As a result when we've tried to do COW in the past, we did it at the filesystem level so that the filesystem could properly schedule the elevator. Thus ZFS and BTRFS. They manage their own redundancy rather than using RAID at the block layer to handle their redundancy, and ideally want to directly manage the block devices. Unfortunately that really doesn't map well to a block storage back end that is based on LUNs, and furthermore, doesn't map well to virtual machine block devices represented as files on the LUN -- virtual machines all have their own elevators doing what they think are sequential ordered writes, but the COW filesystems are writing at random places, so read performance inside the virtual machines becomes garbage. Thus VMware's VMFS, which is an extent-based clustered filesystem that, again, due to the tyranny of the elevator, keeps the blocks of a virtual machine's virtual disk file located largely contiguously on the underlying block storage so that the individual virtual machines' elevators can schedule properly.

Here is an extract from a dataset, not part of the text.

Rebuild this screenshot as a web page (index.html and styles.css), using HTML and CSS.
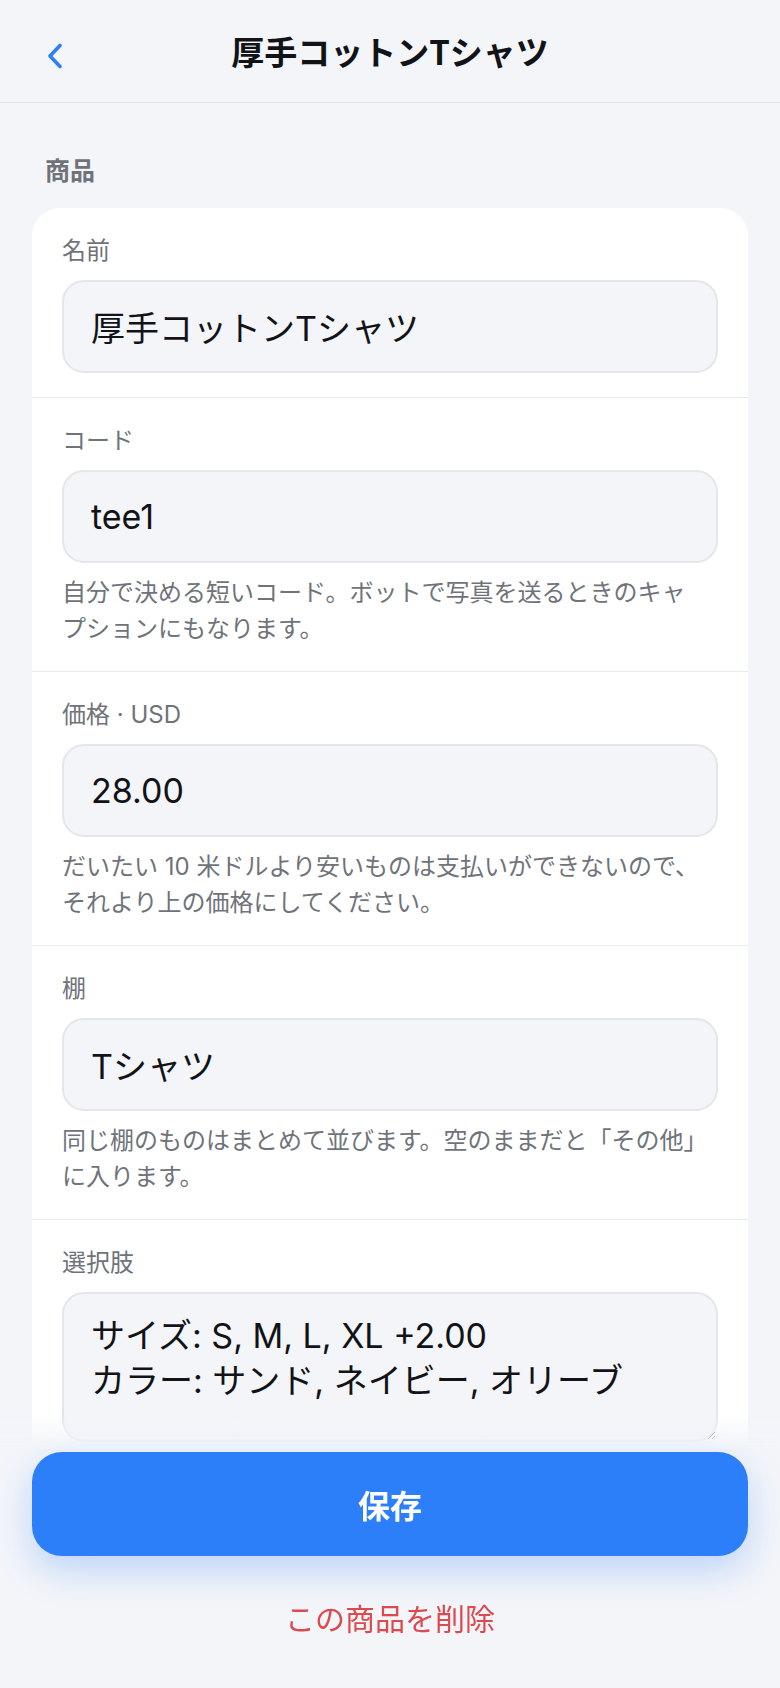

So VMFS talking to clustered block storage is one way of handling things, but then you run into limits on the number of servers that can talk to a single LUN that in turn makes it difficult to manage because you end up with hundreds of LUN's for hundreds of physical compute servers and have to schedule the LUNs so they're only active on the compute servers that have virtual machines on that specific LUN (in order to avoid hitting the limits on number of servers allowed to access a single LUN). What is needed is the ability to allocate block storage on the back end on a per-virtual-machine basis, and have the same capabilities on that back end that VMFS gives us on a single LUN -- the ability to do snapshots, the ability to do sparse LUN's, the ability to copy snapshots as new volumes, and so forth. And have it all managed by the cloud infrastructure software. This was difficult back in the days of rotational storage because we were slaves of the elevator, because we had to make sure that all this storage ended up contiguous. But now we don't -- the writes have to be contiguous, due to the limitations of SSD, but reads don't. And it's the reads that forced the elevator -- scheduling contiguous streams of writes (from multiple virtual machines / multiple files on those virtual machines) has always been easy.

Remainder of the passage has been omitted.